31 Il descendit à Capharnaüm, ville de Galilée, et là il enseignait les jours de sabbat. Et sa doctrine les frappait d’étonnement, parce qu’il parlait avec autorité.

33 Il y avait dans la synagogue un homme possédé d’un démon impur, lequel jeta un grand cri, disant : Laissez-nous ; qu’y a-t-il de commun entre nous et vous, Jésus de Nazareth ? Êtes-vous venu pour nous perdre ? Je sais qui vous êtes : le Saint de Dieu. Mais Jésus lui dit avec empire : Tais-toi, et sors de cet homme. Et le démon l’ayant jeté par terre au milieu de tout le peuple, sortit de lui sans lui faire aucun mal. Et tous, saisis d’épouvante, se disaient entre eux : Qu’est ceci ? Il commande avec autorité et puissance aux esprits impurs, et ils sortent ! Et sa renommée se répandait de tous côtés dans le pays.

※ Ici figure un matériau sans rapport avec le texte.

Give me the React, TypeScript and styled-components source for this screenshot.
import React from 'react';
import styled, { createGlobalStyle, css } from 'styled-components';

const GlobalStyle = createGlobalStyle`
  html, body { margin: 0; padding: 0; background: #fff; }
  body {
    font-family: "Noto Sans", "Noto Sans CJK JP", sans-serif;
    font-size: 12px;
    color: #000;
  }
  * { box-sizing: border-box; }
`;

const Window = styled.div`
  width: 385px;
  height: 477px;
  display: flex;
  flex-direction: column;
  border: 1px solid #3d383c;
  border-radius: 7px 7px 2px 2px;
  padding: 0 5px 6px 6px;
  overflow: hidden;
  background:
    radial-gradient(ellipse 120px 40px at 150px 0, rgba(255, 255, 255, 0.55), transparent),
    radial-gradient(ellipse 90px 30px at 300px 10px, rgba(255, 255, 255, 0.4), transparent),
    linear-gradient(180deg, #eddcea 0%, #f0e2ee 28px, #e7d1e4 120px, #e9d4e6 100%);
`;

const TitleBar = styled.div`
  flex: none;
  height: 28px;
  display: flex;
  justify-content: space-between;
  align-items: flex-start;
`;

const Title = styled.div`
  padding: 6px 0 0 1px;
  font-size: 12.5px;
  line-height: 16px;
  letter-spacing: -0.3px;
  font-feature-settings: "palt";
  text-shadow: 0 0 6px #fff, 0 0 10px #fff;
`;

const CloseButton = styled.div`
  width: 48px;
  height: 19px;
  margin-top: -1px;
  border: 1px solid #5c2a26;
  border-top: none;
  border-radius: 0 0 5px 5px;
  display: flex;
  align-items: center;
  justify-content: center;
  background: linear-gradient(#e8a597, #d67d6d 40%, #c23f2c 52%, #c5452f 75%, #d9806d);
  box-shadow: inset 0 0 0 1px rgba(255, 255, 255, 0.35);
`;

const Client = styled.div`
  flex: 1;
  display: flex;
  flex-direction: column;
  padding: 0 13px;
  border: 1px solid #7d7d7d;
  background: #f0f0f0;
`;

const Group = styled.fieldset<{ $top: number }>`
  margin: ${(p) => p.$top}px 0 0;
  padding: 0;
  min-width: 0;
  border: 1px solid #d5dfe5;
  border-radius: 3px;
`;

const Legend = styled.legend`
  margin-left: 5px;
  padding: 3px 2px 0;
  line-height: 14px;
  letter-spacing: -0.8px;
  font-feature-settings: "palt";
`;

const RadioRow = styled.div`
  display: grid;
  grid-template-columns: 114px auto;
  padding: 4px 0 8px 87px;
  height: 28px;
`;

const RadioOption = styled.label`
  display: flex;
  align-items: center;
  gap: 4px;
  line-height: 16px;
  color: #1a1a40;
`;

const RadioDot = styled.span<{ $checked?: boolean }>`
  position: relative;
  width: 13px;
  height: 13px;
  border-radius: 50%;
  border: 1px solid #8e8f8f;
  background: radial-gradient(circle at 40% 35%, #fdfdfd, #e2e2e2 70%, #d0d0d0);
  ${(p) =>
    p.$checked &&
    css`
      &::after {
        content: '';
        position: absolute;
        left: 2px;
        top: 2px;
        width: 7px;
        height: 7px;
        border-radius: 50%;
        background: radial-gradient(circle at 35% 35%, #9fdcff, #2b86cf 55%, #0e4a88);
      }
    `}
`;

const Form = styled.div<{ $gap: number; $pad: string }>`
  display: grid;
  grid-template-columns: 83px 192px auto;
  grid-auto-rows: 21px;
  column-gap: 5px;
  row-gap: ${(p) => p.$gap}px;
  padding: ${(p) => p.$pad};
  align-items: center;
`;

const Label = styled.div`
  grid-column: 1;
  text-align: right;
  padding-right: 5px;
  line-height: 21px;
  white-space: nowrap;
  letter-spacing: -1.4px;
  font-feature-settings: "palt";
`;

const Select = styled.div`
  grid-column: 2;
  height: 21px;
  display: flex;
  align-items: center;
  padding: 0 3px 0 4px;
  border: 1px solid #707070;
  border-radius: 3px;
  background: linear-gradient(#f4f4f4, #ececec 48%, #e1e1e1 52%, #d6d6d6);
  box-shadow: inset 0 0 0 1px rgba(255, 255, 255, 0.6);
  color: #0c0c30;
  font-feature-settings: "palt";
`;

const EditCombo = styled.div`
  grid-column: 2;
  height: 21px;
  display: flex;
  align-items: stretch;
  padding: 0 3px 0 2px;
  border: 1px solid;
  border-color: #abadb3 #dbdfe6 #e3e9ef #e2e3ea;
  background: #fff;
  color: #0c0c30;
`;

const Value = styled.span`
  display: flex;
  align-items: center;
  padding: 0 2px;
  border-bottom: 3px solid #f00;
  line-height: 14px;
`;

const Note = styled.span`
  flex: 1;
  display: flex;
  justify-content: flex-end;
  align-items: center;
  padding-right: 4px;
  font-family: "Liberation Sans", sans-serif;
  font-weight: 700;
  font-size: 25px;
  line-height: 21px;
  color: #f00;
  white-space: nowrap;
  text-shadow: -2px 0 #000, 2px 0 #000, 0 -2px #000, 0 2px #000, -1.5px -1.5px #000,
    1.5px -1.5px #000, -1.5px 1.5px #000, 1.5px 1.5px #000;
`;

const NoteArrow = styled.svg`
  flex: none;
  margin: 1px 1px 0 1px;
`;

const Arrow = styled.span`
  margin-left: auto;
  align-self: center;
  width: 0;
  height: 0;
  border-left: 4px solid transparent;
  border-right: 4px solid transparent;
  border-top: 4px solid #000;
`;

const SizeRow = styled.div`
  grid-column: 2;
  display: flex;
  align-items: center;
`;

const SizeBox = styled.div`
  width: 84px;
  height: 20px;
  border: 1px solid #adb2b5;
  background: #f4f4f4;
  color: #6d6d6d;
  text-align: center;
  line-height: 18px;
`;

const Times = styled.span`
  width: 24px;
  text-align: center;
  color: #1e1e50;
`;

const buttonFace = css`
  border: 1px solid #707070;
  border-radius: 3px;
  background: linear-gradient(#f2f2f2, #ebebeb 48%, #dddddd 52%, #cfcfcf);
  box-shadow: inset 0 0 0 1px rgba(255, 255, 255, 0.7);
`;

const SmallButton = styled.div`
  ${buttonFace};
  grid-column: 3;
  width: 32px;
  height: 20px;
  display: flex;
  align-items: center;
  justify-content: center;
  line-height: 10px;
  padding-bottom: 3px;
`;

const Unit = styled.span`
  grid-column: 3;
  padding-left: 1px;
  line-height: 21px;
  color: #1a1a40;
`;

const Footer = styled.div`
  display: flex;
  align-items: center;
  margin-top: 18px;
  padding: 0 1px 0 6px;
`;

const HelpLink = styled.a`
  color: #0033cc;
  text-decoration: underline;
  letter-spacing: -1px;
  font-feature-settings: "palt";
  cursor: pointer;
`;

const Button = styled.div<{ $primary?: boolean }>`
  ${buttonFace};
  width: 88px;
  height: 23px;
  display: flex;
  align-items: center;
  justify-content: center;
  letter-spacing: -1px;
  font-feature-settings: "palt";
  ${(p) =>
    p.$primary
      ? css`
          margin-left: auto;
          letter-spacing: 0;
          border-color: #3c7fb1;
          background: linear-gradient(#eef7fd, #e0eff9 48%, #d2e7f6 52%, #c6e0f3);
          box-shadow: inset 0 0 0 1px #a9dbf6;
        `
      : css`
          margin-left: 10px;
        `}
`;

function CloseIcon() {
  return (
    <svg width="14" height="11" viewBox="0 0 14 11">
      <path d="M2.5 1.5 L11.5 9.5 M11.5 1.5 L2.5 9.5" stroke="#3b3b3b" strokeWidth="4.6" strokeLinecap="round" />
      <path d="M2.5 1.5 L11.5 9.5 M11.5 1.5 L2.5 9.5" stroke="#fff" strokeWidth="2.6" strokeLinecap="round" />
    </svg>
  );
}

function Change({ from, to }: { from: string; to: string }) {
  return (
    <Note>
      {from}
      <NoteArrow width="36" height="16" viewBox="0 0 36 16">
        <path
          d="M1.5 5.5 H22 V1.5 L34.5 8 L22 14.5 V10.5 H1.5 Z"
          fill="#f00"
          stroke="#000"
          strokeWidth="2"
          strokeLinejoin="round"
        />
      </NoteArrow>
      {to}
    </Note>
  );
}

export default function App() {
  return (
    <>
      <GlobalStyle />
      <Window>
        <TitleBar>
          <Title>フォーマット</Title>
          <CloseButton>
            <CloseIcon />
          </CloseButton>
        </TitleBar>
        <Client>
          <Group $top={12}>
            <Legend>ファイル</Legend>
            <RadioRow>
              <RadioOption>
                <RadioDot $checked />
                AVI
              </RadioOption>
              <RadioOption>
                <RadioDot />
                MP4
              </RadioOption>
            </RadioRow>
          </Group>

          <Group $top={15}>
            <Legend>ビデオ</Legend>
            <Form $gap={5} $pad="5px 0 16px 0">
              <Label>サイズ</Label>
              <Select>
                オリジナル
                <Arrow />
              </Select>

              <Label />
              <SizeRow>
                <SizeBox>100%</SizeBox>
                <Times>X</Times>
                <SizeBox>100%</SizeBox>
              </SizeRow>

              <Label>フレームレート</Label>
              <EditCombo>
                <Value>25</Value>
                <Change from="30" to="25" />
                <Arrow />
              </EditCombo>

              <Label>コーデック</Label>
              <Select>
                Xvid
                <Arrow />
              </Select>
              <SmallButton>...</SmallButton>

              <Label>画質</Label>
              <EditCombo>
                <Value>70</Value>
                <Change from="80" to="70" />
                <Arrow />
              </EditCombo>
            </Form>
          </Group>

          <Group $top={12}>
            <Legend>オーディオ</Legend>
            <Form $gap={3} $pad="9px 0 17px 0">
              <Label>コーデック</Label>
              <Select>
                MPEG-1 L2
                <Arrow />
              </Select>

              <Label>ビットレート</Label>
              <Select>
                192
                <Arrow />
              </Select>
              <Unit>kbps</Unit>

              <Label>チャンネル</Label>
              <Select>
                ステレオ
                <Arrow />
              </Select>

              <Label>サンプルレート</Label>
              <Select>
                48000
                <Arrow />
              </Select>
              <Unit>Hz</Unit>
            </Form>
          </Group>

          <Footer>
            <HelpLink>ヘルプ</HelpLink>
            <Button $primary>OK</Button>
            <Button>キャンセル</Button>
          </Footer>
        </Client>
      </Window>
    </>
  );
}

38 Étant sorti de la synagogue, Jésus entra dans la maison de Simon, dont la belle-mère avait une grosse fièvre, et ils le prièrent pour elle. S’approchant de son lit, il commanda à la fièvre, et la fièvre la quitta ; et s’étant levée aussitôt, elle se mit à les servir.

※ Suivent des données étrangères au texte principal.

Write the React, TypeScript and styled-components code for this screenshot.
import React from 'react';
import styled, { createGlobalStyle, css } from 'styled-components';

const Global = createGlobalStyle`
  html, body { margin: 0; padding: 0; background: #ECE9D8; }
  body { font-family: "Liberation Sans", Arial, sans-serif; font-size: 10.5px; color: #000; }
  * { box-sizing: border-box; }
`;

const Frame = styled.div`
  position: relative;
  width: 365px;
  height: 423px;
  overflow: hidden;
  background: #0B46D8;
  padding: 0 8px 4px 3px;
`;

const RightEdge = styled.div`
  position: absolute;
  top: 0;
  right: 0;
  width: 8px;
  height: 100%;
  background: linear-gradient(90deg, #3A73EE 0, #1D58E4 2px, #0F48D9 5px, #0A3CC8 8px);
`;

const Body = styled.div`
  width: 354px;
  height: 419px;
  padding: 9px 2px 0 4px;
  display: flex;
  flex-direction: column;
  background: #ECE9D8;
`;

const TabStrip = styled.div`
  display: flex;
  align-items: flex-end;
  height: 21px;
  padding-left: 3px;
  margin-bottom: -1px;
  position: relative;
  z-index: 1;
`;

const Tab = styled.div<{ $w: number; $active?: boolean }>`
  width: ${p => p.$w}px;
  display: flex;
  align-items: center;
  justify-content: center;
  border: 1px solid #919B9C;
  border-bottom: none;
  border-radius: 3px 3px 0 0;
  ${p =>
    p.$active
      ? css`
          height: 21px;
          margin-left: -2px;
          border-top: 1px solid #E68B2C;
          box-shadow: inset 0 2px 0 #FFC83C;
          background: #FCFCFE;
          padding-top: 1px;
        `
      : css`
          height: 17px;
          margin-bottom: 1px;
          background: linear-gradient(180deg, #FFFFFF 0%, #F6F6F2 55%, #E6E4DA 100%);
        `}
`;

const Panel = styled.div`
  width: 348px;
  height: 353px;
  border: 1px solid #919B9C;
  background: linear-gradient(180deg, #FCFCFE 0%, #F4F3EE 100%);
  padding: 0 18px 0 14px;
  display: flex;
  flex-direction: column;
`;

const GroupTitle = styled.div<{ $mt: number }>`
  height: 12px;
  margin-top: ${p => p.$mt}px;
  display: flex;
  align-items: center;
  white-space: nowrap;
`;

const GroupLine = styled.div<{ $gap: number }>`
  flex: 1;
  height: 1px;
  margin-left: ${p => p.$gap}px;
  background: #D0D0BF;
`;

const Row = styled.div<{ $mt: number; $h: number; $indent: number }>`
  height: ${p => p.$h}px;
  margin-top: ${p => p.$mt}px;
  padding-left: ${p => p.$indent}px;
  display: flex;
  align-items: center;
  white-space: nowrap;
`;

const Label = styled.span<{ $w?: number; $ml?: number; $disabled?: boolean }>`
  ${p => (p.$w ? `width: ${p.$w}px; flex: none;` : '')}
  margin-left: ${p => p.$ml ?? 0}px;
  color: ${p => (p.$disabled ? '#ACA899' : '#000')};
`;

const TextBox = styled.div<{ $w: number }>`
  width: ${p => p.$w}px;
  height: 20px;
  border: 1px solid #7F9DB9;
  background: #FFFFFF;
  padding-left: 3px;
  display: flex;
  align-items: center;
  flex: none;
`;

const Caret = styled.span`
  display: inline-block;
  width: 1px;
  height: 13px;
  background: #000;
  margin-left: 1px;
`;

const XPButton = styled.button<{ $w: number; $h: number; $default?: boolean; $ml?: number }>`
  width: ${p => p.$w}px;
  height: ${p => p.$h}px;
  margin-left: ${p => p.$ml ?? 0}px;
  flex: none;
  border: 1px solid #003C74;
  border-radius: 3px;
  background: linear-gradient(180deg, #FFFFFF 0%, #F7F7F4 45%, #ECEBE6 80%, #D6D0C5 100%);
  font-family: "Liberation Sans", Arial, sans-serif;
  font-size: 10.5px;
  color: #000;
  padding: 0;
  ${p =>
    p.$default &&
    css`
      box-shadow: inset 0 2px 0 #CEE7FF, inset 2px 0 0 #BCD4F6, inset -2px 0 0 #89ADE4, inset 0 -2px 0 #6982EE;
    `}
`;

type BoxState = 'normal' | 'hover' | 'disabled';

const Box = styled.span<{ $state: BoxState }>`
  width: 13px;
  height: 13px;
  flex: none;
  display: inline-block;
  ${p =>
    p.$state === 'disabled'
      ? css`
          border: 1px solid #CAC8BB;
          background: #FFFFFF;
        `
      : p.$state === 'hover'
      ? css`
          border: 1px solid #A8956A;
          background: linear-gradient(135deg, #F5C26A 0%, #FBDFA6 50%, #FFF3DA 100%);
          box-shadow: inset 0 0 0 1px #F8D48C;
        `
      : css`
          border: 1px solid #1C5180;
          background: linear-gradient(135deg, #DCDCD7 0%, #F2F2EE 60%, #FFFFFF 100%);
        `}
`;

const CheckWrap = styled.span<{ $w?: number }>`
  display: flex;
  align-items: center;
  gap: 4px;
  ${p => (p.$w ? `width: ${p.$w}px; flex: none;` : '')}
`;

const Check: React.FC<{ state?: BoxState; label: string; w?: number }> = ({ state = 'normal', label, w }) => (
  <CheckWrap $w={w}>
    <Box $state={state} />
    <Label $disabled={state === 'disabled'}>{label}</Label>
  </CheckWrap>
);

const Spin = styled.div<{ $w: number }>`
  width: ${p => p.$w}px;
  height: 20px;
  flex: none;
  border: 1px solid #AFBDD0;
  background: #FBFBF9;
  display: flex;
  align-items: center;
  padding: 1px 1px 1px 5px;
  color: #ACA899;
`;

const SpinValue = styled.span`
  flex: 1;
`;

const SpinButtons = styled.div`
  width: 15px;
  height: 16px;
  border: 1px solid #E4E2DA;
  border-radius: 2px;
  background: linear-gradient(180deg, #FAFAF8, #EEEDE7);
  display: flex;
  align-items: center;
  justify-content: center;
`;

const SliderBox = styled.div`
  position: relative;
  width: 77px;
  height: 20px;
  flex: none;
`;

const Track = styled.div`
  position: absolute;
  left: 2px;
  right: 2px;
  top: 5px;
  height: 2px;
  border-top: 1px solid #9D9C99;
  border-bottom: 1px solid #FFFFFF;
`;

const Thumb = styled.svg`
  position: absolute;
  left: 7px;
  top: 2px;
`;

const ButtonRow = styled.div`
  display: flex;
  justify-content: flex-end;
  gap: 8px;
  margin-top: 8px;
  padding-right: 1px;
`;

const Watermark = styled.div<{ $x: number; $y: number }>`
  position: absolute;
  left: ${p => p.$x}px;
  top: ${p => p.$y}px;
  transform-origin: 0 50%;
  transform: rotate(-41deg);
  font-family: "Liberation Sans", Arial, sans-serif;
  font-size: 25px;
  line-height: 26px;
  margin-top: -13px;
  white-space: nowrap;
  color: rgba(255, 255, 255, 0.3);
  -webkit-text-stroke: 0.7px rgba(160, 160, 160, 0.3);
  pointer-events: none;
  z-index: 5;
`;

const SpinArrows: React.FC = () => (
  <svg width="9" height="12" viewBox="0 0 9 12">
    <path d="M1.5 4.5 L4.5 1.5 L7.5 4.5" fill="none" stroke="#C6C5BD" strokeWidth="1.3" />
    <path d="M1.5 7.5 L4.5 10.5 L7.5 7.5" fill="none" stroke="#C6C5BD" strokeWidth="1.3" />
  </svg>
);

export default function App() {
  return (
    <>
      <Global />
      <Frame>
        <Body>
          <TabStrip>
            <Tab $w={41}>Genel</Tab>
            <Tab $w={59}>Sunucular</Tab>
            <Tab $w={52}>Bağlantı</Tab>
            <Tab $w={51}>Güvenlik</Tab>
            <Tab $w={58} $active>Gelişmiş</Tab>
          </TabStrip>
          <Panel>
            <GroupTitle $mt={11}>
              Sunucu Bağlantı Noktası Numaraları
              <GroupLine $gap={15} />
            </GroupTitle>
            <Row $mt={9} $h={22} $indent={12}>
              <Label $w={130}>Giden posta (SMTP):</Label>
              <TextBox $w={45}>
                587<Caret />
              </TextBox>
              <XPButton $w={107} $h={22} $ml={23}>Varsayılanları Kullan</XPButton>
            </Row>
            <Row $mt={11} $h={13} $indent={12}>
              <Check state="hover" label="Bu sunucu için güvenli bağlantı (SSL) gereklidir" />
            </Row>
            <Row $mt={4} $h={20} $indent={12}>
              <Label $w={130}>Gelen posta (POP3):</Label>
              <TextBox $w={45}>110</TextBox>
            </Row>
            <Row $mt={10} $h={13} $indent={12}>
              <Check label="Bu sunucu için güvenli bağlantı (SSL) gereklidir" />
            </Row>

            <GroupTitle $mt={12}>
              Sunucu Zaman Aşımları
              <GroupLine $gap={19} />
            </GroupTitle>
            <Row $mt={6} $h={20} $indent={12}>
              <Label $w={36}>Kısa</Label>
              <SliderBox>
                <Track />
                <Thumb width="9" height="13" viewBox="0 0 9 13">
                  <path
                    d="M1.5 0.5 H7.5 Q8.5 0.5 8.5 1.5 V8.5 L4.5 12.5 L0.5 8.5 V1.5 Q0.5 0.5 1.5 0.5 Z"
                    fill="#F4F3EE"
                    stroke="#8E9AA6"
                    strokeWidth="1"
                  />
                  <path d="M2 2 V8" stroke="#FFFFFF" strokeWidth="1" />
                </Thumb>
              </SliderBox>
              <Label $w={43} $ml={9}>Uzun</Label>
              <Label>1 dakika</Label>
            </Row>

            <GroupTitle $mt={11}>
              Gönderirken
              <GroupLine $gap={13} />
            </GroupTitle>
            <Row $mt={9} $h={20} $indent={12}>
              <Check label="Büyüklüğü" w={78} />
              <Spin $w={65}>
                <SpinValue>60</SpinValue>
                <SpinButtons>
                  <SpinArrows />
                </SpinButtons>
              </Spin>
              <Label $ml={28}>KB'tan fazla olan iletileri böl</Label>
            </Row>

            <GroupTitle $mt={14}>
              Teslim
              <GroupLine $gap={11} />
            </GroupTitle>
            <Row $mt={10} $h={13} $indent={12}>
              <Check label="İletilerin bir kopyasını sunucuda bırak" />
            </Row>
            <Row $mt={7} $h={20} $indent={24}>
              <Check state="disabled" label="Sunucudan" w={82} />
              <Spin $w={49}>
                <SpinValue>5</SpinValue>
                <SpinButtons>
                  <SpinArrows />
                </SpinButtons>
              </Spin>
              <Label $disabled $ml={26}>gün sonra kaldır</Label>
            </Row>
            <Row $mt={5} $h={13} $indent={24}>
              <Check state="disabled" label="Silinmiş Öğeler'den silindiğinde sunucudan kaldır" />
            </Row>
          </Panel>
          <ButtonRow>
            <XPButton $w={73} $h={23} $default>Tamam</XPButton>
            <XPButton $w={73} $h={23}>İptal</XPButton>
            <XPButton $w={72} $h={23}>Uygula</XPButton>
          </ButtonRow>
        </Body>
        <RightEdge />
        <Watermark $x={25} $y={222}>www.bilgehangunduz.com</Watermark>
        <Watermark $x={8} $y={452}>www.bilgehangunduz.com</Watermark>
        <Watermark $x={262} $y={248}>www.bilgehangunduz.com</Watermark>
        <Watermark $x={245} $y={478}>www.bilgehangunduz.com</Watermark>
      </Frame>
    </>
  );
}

40 Lorsque le soleil fut couché, tous ceux qui avaient chez eux des malades, quel que fût leur mal, les lui amenaient ; et Jésus, imposant les mains sur chacun, les guérissait. Les démons sortaient de plusieurs, criant et disant : Vous êtes le Fils de Dieu ; et, leur commandant avec empire, il ne leur permettait pas de parler, car ils savaient qu’il était le Christ[11].

42. Dès que le jour parut, il sortit de la ville et s’en alla en un lieu désert, et la foule qui le cherchait, étant arrivée jusqu’à lui, s’efforçait de le retenir, afin qu’il ne les quittât point. Il leur dit : Il faut que j’annonce aussi aux autres villes le royvume de Dieu, car je suis envoyé pour cela. Et il prêchait dans les synagogues de la Galilée.

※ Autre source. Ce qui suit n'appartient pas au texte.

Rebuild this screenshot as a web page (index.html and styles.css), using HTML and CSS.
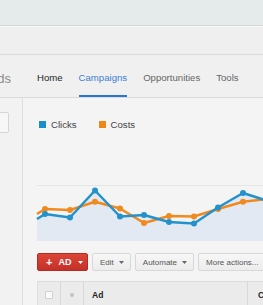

  1. Deuter. viii, 3. Parole, c’est-à-dire chose créée par la parole : c’est la cause pour l’effet.
  2. Deuter. vi, 13.
  3. Ps. xc, 11, 12.
  4. Deuter. vi, 16.
  5. La tentation nous attaque de trois manières : par la suggestion, par la délectation et par le consentement. La suggestion consiste dans une pensée, soit que le démon la jette immédiatement dans l’esprit, soit que ce soit en nous proposant des objets extérieurs. Le démon n’a pas pu aller plus avant dans la tentation du Fils de Dieu ; mais à notre égard, quand la pensée est suivie d’une complaisance volontaire, et que l’esprit s’y arrête, on doit croire que le consentement, qui enfante la mort (Jacq. i, 15), suivra bientôt. Arrêtez donc la tentation dès le premier pas qui est innocent, et qui a pu être dans le Fils de Dieu ; coupez court et rompez le premier coup. Prévenez le plaisir naissant, ou des sens, ou de l’ambition, ou de la vengeance, de peur que, se répandant dans toute votre âme, il ne l’entraîne au consentement. Bossuet.
  6. Litt. par la vertu de l’Esprit, poussé par l’Esprit-Saint.
  7. Les livres des anciens étaient de longues bandes de parchemin roulées autour d’un petit cylindre ; pour lire on développait successivement le rouleau.
  8. Is. lxi, l ; lviii, 6. Le grec omet : guérir ceux qui ont le cœur brisé, et : le jour de la rétribution. Il y a dans ce verset une allusion à l’année jubilaire des Juifs, où chacun, à un signal proclamé par la trompette, rentrait en possession de ses biens et de sa liberté, qui ne pouvaient être aliénés que pour un temps.
  9. Car je suis le Messie venu pour enseigner, pour guérir, pour délivrer les hommes de leurs péchés et de la mort éternelle.
  10. Sens : Elie et Elisée, méprisés dans leur pays, portèrent leurs bienfaits à des étrangers (III Rois, xvii, 9 ; IV, v, 14) ; ainsi je ferai.
  11. Ce qu’ils auraient voulu faire, car ils savaient. D’autres, moins bien : de publier qu’ils sussent qu’il était le Christ.